%%
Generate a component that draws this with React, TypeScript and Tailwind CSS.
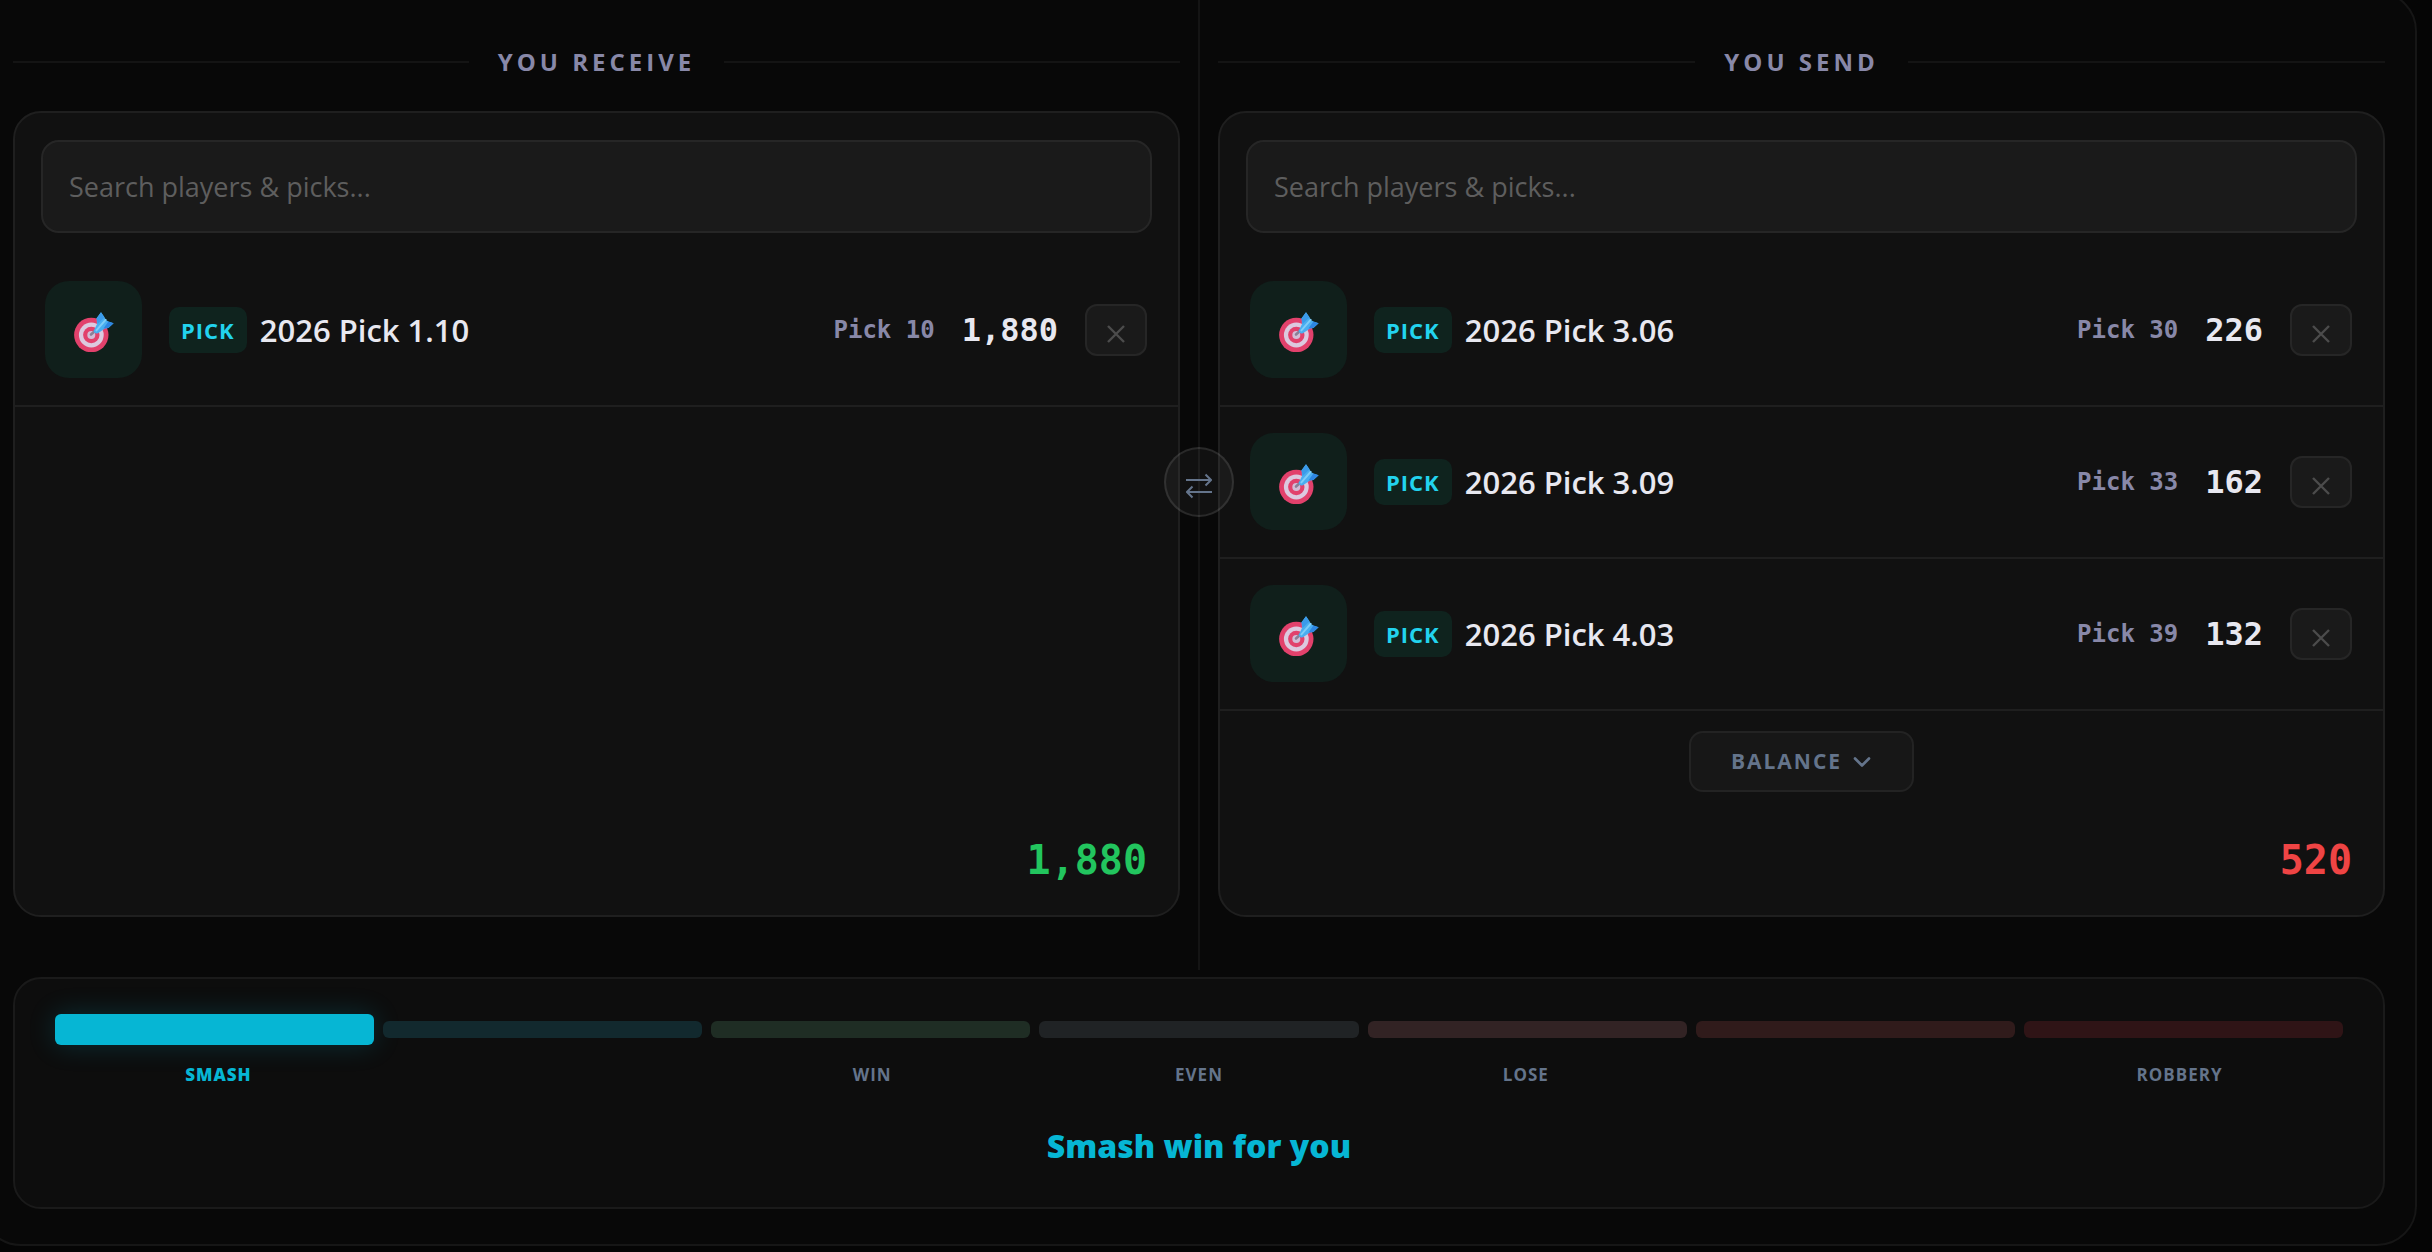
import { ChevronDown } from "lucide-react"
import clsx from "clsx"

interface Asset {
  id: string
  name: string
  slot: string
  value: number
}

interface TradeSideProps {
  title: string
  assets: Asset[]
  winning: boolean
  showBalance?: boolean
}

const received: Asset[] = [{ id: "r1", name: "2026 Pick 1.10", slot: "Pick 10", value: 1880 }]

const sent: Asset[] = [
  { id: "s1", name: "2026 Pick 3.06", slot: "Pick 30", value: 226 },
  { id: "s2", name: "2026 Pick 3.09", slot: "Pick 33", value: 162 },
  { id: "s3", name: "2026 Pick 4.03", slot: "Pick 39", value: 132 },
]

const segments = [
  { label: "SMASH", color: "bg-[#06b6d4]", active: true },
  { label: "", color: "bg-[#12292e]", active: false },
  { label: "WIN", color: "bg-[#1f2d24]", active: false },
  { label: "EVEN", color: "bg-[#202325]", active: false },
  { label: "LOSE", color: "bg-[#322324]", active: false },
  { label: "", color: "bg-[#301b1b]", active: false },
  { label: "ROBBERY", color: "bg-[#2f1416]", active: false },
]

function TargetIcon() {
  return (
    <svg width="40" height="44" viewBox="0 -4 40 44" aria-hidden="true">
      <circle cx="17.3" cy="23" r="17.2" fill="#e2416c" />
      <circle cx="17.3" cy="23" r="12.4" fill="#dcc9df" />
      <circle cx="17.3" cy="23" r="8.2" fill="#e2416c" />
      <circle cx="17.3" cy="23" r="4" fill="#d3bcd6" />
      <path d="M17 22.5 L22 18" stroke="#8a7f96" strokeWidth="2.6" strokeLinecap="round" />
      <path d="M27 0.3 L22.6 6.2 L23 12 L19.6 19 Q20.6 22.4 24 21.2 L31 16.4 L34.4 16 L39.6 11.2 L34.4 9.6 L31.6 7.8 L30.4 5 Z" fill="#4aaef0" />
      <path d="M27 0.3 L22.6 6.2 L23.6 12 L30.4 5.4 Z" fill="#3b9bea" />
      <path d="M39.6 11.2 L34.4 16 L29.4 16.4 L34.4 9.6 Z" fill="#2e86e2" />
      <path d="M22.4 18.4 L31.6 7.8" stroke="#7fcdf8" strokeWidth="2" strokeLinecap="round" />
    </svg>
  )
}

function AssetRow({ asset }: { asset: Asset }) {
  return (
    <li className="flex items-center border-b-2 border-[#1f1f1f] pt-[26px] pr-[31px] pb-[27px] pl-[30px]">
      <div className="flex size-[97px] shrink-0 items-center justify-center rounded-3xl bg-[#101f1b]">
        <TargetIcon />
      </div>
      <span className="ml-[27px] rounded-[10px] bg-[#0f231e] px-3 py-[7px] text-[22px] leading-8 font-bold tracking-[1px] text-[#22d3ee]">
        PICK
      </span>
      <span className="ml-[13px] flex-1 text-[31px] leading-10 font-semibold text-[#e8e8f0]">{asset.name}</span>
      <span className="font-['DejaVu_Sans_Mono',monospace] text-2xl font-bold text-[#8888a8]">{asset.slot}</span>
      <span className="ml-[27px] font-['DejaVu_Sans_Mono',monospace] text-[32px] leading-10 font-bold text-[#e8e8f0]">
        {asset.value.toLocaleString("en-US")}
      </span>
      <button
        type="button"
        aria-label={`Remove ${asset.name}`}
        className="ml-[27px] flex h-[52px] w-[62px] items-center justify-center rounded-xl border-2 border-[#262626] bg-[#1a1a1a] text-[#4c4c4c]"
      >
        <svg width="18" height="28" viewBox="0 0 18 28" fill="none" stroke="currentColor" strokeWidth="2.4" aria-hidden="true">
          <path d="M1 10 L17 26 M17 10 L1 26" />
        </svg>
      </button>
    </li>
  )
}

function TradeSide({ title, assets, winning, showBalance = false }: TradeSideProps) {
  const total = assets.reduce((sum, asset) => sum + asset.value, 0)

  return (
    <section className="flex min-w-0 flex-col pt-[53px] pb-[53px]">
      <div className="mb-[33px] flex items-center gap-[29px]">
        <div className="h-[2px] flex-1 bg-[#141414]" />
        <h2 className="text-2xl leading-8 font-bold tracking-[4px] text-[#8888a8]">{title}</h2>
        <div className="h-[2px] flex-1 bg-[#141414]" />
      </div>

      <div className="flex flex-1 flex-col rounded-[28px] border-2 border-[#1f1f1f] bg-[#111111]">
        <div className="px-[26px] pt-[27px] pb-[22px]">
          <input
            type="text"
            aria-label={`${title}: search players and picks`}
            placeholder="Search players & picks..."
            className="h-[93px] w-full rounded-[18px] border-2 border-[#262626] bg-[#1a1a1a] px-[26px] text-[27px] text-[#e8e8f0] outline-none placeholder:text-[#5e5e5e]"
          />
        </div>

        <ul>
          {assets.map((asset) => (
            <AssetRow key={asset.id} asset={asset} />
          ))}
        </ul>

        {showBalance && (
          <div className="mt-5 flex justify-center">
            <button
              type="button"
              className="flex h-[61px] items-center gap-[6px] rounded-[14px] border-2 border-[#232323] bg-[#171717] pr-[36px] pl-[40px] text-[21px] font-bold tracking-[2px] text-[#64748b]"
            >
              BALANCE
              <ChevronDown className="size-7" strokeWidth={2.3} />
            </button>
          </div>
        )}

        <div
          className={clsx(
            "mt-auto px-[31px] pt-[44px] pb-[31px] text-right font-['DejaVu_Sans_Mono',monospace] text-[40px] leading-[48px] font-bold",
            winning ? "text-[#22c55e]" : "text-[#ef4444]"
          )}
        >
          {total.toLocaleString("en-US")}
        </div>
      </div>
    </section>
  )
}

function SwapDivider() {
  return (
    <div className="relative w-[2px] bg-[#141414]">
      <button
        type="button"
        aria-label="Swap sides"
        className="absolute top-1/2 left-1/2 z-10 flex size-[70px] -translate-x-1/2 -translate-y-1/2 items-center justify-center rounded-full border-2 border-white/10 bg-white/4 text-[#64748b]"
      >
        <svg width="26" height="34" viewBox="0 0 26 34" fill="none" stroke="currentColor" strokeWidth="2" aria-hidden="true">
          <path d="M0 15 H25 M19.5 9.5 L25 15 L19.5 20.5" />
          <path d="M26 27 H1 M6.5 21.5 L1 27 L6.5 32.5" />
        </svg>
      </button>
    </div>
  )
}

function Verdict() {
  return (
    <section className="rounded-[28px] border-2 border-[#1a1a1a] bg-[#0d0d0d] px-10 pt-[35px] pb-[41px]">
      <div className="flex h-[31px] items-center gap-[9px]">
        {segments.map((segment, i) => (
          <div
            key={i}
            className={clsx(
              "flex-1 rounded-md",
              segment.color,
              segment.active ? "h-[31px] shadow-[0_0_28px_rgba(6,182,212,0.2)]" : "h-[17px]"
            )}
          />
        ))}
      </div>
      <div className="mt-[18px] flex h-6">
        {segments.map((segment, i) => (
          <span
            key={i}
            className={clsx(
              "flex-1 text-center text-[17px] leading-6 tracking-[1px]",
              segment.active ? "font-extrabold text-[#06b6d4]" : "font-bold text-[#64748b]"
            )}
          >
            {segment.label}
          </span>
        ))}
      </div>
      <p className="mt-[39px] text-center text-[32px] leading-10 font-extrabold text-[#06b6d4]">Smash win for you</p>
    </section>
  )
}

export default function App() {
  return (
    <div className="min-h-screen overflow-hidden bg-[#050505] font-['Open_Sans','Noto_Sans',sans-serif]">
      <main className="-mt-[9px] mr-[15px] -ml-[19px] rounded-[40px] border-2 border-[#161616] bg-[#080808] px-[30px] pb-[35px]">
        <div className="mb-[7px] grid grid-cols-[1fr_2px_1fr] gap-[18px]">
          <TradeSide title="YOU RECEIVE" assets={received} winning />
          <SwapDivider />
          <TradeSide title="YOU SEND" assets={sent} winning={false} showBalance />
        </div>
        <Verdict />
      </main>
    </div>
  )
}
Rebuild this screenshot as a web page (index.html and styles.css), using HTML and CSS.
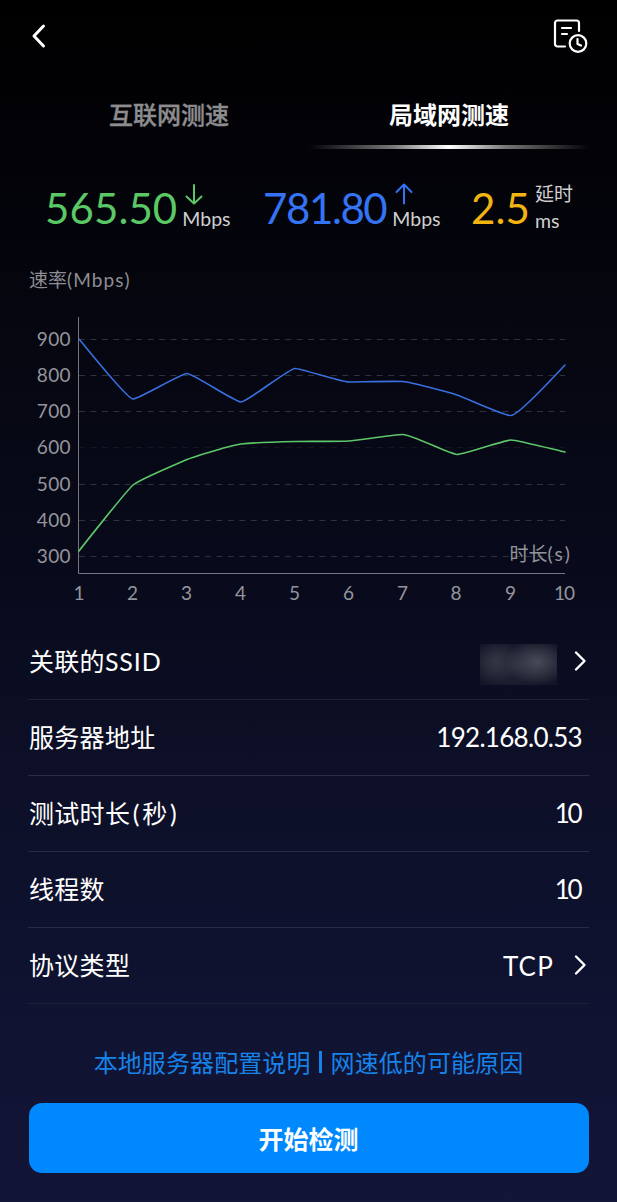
%%
What you are asked to do = Of the lines in the data, how many hold the string "this"? State the number, nothing else.

Result = 2